Wendy: That's where the new
tunings are most interesting, exploring those which
are derived from pure acoustics. Our common
twelve-tone Equal Tempered scale, alas, is not one of those.
Why not? Because it is a holdover of technology from the
1800s, from the old piano builders. They did the best they
could, and Equal Temperament was their final compromise. It
served us well, but we don't have to compromise any longer.
For me the door to other scales opened when our favorite
digital engineer, Stoney Stockell, found a way to give me
access to the frequency tables in our custom Synergy synths
(which he had largely been responsible for developing over
the years). Then through trial and error I began to write
several computer programs, which allow one to retune these
instruments to literally anything.
What are your criteria
for selecting a scale to work with?
Wendy: There are several
things to explore. One is to have the notes blend
euphoniously, which favors a Just Intonation, one with
simply related intervals that blend evenly with one another.

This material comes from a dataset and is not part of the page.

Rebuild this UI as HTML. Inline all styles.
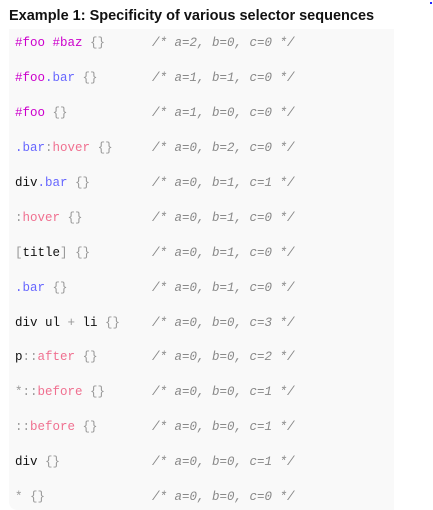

That's the best sounding way to tune a large number of
instruments like the winds and strings. For more complex
instruments, like the percussion instruments of Bali, or to
modulate into strange keys, that is not the best way to
tune. The overtones can require other schemes, and
modulation takes up even more basic pitches, leading to
another way to choose a scale. Or another scale might have a
spicy quality to the harmonies, a tasty and novel set of
sounds. It's rather like adding some hot sauce to your
cooking.
There are other reasons to
leave the best known tempered scale. There's been such a
vast repertoire written in our so-called the twelve-tone
scale, that we've kind of written it out. It's like making
paintings using only four certain colors: blue, yellow,
black and white. After we'd done that for three hundred
years, wouldn't you want to try adding green or red, just
because you might come up with a different painting? These
new scales give you a simple way to sound in your own voice,
not a copy of everyone else. So that's probably the most
powerful reason for alternative tunings. These are reasons
that should be important to a curious person.
Once you establish a
scale, can you hear and compose it in your head?
Wendy: With many, yes of
course; but there are some scales with hard-to-hear
intervals. You can internalize with just a little experience
what justly tuned triads sound like. Some of those spicy
chords have a distinctive sound, and you can recognize them
when you hear them again. There are a lot of useful scales
on Beauty in the Beast. You tell me, Carol: can you
recognize some of them?
Yes. I can hum the piece
and predict where it is going.
Wendy: Excellent. The
tuning that you use should be one that you can explore and
prove to yourself that you're hearing it. Test-drive it.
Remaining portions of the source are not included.